Moreover, one transit portable payment device may not be compatible with all of the fare devices within a rider's travel plan. This can become a significant problem if a consumer wishes to utilize more than one transit system during a day's commute, such as by using multiple transit agencies or venues within a single geographical area that provide ridership both in and among different jurisdictions, cities or locations.
The present transit environment presents several challenges, including:                A common necessity that there can be only one transit portable payment device for each transit agency or group of cooperating agencies that cannot be used for other such agencies or groups;        The desire to accommodate transit system user's transaction speed expectations while minimizing risk to the transit agency for collecting payment for services rendered; and        The limitation that most financial institution portable payment devices are ‘read-only’ and do not have read/write capabilities at the Point of Service, with the consequence that such devices will not store the rider's transit chronology data—thus making the rider's fare calculations somewhat difficult with such devices.        
In addition to the transit system rider's desire for a fast transaction speed when accessing a transit system facility, there are security and other risks associated with the use of a FIPPD that is designed for on-line authorization when it is otherwise used in an off-line transaction.

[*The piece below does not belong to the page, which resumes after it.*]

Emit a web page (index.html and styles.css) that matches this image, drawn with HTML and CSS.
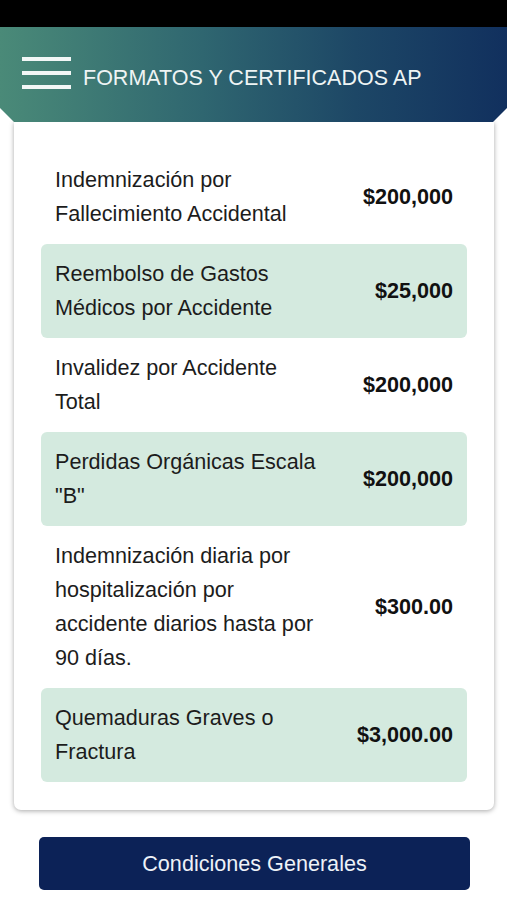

These risks include, but are not limited to:                Authentication: the lack of card/terminal authentication creates a high potential for fraud through counterfeiting techniques;        Fraud: transit transactions cannot be authorized on-line in real time as designed. With such off-line transactions, a negative list (i.e., a list of rejected cards based on the unique card number) stored at each transit fare device is the primary mechanism to deter fraud. This is sub-optimal since the negative list would presumably grow unbounded as more FIPPD are issued;        Fare Cost Calculation: where the cost of a transit transaction is dependent upon the immediate rider history for the card (entry/exit/length of travel, transfers, etc.), the rider's transit fare cannot be calculated at each gate or farebox because the rider's immediate history of travel cannot be stored, written or resident on the FIPPD due to the requirements of the issuing financial institution;        Data Security/Storage: protection of cardholder data in a transit fare system may prove difficult. Tracking data in the form of a primary account number (PAN) for a FIPPD would require the transit system to collect and store this data securely, which is not something transit fare systems commonly do presently. If implemented, this requirement presents added cost and security concerns to both the transit system and its riders; and        Certification: arranging for an issuer of the FIPPD (e.g., the banking organization) to approve of a particular card reader mechanism in a transit environment may prove difficult. Currently, FIPPD readers must be approved by financial payment organizations. This is not something transit system providers are required to do at present, and if implemented, adds additional costs including that of administrative overhead.        
What is needed in the art is the payment and collection of transactions utilizing a FIDDP device within the above environments, including access fares to transit systems and venues, that overcome the challenges and disadvantages of the prior art.